(Task prompt): Nothing but the lines from the top of the data to the line holding "const activeView = ref('Annotations')" should be printed, word for word and both ends included; leave the pictures out.

(Supplied information):
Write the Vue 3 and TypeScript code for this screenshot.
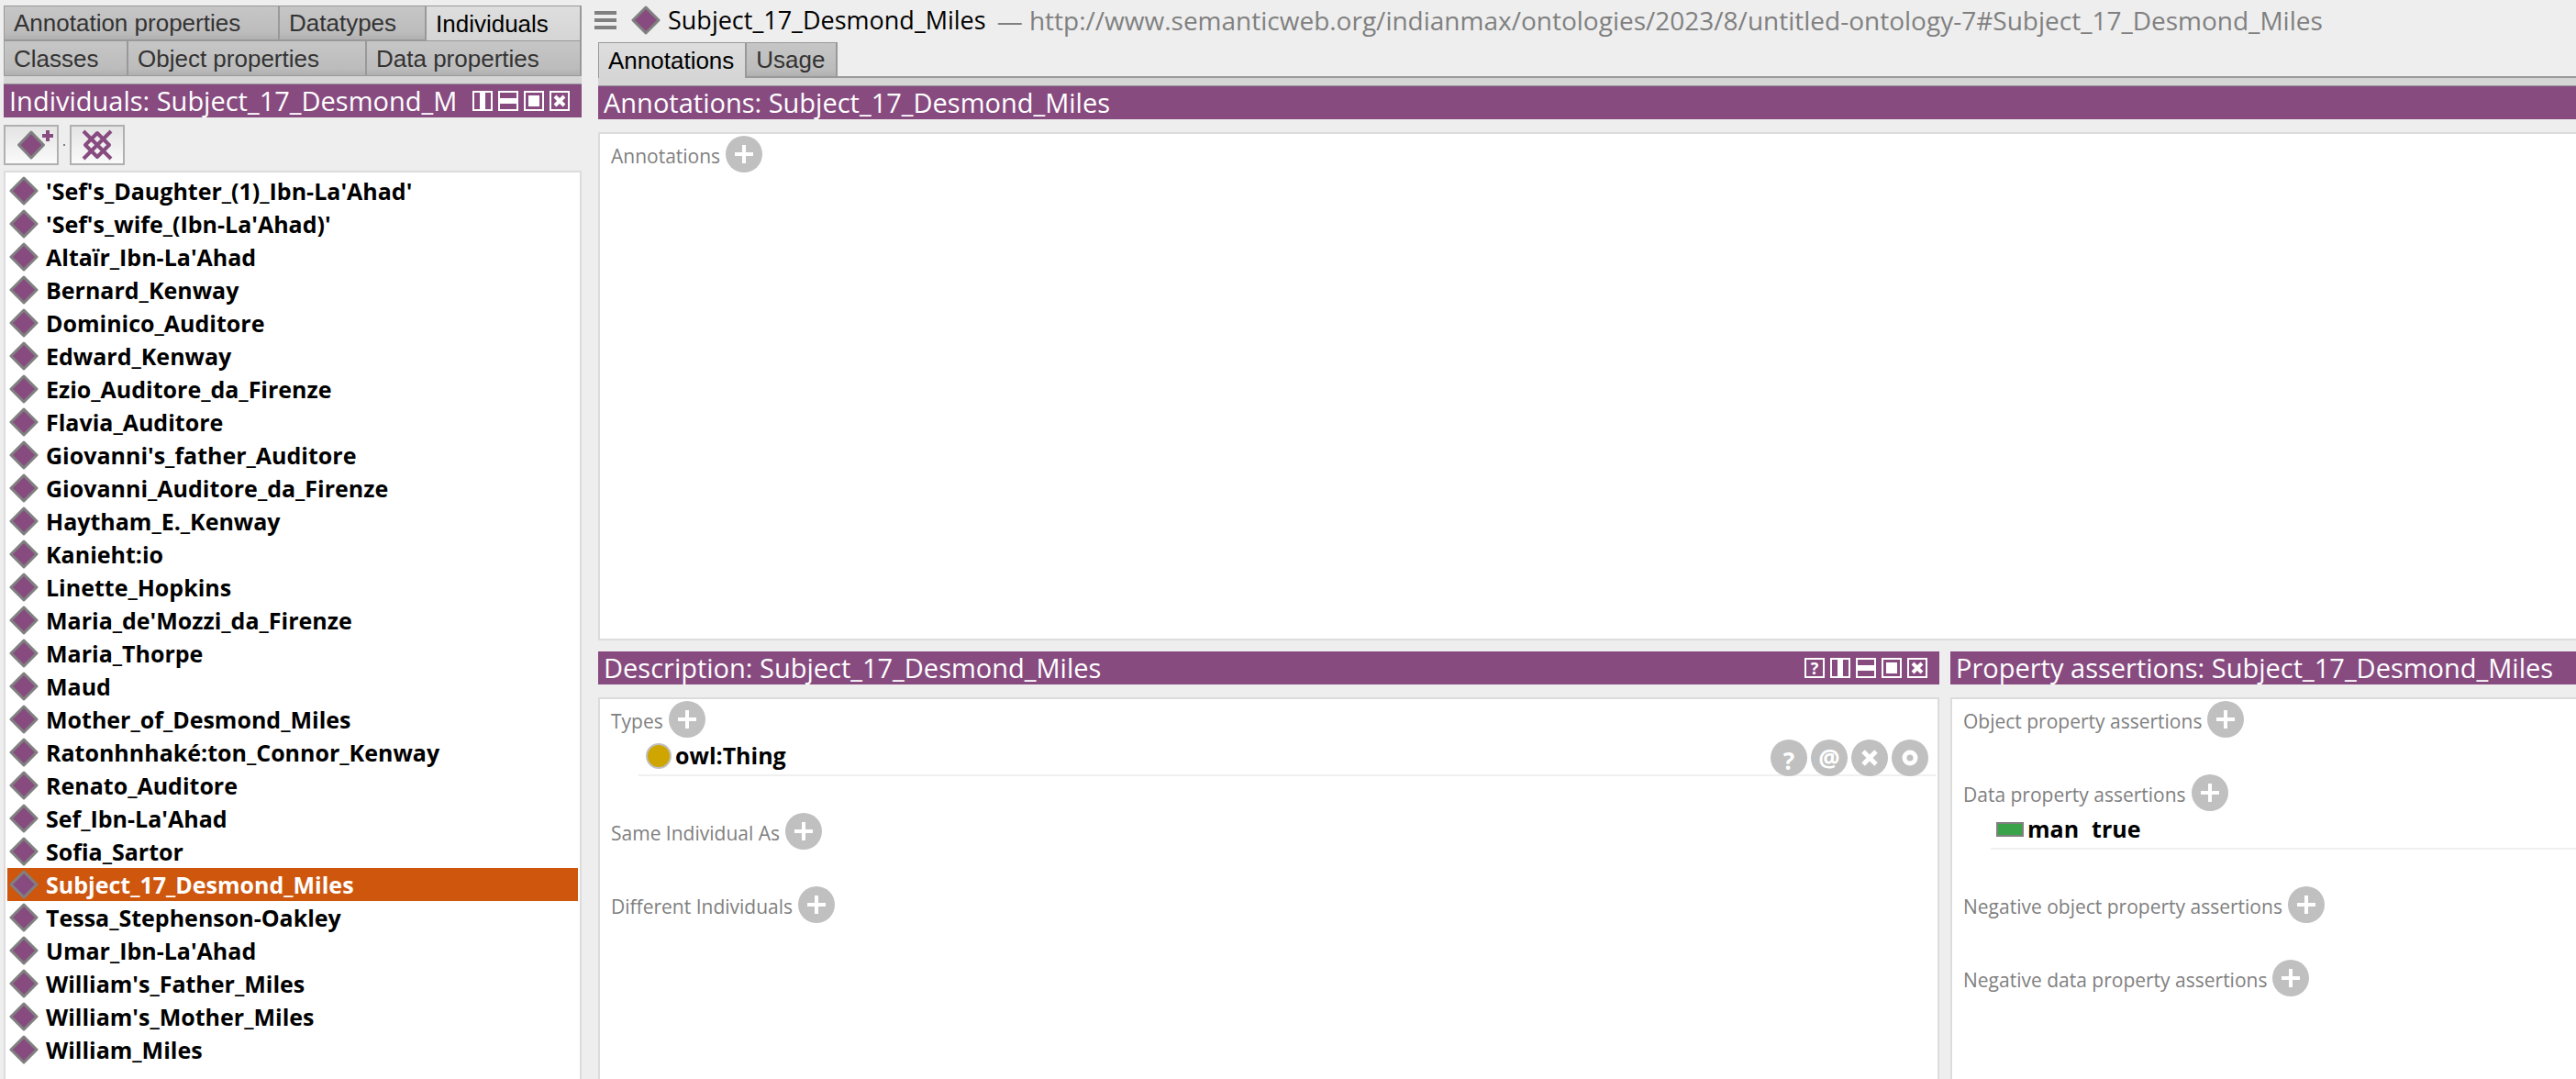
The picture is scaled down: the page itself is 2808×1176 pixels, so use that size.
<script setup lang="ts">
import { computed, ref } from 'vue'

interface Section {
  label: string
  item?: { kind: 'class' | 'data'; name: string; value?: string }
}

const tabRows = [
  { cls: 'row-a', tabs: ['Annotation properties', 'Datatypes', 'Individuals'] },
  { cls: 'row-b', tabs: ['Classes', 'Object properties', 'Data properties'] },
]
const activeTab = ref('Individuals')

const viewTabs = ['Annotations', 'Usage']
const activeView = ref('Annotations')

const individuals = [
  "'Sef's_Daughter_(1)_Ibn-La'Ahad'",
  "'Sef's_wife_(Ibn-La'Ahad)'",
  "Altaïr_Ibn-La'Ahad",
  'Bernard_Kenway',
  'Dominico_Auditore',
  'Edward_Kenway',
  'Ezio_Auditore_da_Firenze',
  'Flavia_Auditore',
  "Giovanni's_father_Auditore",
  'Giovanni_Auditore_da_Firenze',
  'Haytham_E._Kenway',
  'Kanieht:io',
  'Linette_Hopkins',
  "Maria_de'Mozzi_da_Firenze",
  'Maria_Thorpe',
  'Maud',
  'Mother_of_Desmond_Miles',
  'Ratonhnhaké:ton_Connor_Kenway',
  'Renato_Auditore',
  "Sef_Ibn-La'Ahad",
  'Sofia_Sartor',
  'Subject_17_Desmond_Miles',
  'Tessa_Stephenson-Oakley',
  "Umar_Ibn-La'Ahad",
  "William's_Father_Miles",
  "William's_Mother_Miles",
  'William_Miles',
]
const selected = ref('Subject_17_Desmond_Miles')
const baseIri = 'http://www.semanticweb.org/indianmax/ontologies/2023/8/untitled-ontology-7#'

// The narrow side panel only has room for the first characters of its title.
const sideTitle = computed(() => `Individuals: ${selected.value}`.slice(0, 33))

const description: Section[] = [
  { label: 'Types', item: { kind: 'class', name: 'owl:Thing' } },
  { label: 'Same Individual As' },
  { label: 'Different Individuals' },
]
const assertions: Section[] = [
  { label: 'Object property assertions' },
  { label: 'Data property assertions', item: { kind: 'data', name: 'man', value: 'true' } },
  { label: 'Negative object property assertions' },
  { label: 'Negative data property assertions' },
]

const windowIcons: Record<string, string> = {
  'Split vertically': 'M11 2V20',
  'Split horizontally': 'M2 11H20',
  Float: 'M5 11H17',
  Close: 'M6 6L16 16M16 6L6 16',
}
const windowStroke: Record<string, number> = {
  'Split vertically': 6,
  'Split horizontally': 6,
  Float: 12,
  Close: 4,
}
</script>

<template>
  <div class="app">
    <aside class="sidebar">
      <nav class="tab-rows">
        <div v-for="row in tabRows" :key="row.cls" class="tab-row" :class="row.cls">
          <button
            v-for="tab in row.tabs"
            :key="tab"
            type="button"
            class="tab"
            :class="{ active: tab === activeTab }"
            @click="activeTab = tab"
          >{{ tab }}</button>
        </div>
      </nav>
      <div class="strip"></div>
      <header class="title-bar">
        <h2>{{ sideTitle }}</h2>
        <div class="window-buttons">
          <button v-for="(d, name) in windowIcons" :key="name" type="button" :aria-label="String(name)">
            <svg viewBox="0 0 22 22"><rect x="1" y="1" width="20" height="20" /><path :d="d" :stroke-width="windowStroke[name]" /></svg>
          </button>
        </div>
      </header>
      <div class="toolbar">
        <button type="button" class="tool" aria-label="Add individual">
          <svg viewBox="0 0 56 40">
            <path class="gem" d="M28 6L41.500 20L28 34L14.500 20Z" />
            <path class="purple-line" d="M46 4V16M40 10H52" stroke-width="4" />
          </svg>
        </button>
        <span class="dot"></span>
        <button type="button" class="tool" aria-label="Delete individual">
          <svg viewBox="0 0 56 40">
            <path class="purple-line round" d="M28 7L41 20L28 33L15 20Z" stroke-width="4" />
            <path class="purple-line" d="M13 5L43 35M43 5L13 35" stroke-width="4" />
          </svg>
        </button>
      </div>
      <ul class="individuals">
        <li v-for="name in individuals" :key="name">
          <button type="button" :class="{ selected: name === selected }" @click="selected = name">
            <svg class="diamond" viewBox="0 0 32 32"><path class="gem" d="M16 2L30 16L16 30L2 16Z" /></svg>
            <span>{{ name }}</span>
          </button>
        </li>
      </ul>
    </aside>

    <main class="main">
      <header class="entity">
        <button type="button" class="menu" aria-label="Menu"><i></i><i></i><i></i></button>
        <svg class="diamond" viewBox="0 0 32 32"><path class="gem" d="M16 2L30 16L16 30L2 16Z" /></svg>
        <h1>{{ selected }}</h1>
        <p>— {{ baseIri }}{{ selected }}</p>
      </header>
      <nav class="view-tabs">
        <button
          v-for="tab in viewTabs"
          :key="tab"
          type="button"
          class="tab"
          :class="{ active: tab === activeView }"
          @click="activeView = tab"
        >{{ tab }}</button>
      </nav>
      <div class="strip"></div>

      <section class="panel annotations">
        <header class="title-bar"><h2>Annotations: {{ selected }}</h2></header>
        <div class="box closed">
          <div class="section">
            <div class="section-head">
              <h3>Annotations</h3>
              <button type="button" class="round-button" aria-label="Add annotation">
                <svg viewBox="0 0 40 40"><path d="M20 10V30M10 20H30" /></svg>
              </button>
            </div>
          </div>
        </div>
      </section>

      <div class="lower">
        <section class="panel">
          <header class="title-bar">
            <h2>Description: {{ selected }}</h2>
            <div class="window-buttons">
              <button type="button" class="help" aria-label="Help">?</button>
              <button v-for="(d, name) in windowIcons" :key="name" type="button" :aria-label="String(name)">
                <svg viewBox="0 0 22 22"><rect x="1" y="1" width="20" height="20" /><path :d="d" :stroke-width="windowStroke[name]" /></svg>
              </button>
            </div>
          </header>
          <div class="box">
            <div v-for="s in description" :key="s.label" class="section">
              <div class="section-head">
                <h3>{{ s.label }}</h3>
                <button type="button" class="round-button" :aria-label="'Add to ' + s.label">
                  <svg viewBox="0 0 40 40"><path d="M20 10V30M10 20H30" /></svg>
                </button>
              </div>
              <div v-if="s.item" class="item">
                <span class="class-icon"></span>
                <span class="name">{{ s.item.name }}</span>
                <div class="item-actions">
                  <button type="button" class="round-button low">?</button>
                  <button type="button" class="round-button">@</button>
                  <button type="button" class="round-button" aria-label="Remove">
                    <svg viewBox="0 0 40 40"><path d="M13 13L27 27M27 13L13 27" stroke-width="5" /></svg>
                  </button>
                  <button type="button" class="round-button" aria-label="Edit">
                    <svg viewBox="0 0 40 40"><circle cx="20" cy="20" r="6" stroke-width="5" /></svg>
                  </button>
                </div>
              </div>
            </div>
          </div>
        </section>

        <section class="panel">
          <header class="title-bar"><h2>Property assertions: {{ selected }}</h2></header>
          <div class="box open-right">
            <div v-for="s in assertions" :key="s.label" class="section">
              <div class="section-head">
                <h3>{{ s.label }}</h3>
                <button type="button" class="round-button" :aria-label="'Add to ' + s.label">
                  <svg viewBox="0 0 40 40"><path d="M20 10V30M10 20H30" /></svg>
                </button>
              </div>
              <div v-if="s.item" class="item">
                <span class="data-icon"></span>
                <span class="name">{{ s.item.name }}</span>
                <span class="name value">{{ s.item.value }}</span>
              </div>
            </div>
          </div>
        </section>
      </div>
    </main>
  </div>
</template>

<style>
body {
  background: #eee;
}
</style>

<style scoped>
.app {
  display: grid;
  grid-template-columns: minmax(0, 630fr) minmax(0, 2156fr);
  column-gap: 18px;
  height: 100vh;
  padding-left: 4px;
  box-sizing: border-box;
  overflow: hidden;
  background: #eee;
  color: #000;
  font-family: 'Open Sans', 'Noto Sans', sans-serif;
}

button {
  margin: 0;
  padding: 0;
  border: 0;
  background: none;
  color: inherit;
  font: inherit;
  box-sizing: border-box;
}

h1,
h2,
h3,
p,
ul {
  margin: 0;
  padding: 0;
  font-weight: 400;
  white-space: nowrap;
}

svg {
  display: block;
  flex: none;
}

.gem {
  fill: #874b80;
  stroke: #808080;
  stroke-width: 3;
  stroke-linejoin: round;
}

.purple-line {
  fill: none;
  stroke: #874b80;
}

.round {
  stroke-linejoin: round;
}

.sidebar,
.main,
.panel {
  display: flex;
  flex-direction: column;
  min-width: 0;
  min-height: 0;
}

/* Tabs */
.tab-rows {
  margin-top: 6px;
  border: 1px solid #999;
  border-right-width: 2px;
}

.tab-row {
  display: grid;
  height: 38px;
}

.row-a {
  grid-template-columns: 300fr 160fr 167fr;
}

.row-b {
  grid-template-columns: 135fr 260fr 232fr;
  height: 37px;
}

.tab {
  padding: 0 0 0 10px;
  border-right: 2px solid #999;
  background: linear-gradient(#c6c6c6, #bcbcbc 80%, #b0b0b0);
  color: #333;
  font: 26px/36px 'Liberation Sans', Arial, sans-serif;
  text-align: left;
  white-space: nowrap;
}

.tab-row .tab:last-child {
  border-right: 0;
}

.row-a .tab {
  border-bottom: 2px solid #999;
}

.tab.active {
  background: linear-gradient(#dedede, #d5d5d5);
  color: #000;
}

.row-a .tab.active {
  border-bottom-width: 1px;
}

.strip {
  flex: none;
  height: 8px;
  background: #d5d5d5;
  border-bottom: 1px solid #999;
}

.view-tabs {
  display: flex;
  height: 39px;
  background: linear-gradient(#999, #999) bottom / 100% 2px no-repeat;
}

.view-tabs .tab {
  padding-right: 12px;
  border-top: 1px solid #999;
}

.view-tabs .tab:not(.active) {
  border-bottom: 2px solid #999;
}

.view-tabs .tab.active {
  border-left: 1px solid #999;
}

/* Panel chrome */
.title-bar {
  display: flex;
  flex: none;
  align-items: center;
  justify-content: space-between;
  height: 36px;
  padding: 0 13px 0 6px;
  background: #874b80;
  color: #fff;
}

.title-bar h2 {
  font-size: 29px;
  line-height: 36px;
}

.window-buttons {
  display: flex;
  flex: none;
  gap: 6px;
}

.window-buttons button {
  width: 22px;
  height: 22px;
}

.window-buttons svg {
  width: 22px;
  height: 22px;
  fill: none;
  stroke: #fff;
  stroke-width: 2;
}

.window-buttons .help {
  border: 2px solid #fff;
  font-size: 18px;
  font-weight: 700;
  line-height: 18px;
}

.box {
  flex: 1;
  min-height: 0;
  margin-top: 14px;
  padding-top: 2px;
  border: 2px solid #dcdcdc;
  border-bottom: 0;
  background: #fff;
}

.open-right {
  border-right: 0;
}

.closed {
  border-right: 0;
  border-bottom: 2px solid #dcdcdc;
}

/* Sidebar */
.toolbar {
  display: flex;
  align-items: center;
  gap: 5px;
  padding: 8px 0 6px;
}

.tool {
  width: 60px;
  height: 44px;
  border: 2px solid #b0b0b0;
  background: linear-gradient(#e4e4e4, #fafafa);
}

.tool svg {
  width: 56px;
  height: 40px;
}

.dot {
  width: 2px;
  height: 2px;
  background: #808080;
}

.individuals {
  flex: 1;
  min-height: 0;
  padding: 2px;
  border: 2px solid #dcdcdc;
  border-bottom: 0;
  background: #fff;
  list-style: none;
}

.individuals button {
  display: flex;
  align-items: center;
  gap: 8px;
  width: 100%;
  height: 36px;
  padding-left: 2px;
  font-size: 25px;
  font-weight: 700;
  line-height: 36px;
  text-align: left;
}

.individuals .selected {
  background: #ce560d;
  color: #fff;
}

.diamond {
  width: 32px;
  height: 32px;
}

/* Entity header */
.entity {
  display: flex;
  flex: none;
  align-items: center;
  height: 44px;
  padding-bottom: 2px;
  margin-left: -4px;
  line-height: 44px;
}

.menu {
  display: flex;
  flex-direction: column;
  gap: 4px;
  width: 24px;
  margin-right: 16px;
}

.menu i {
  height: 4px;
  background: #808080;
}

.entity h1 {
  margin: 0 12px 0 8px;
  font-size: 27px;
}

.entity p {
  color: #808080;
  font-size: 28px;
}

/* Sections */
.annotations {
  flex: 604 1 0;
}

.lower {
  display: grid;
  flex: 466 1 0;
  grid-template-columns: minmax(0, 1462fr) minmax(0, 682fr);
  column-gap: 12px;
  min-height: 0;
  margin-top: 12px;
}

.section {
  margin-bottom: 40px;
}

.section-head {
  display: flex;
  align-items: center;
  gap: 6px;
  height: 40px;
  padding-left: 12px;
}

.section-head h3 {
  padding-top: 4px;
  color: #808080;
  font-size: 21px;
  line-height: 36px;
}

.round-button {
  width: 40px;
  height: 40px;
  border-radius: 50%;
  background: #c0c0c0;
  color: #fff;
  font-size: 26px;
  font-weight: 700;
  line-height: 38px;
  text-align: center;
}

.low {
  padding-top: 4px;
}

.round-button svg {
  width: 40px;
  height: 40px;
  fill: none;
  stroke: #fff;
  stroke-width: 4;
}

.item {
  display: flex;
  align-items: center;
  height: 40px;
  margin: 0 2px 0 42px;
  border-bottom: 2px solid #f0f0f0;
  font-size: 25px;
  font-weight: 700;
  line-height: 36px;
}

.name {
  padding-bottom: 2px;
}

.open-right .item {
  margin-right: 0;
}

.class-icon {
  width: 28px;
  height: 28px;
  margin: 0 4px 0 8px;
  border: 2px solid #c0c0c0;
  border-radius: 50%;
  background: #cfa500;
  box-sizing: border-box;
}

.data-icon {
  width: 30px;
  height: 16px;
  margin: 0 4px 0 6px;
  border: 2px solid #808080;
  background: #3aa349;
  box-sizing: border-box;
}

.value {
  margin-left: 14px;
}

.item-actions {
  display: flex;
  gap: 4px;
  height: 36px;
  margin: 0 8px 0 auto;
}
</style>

(Answer):
Write the Vue 3 and TypeScript code for this screenshot.
The picture is scaled down: the page itself is 2808×1176 pixels, so use that size.
<script setup lang="ts">
import { computed, ref } from 'vue'

interface Section {
  label: string
  item?: { kind: 'class' | 'data'; name: string; value?: string }
}

const tabRows = [
  { cls: 'row-a', tabs: ['Annotation properties', 'Datatypes', 'Individuals'] },
  { cls: 'row-b', tabs: ['Classes', 'Object properties', 'Data properties'] },
]
const activeTab = ref('Individuals')

const viewTabs = ['Annotations', 'Usage']
const activeView = ref('Annotations')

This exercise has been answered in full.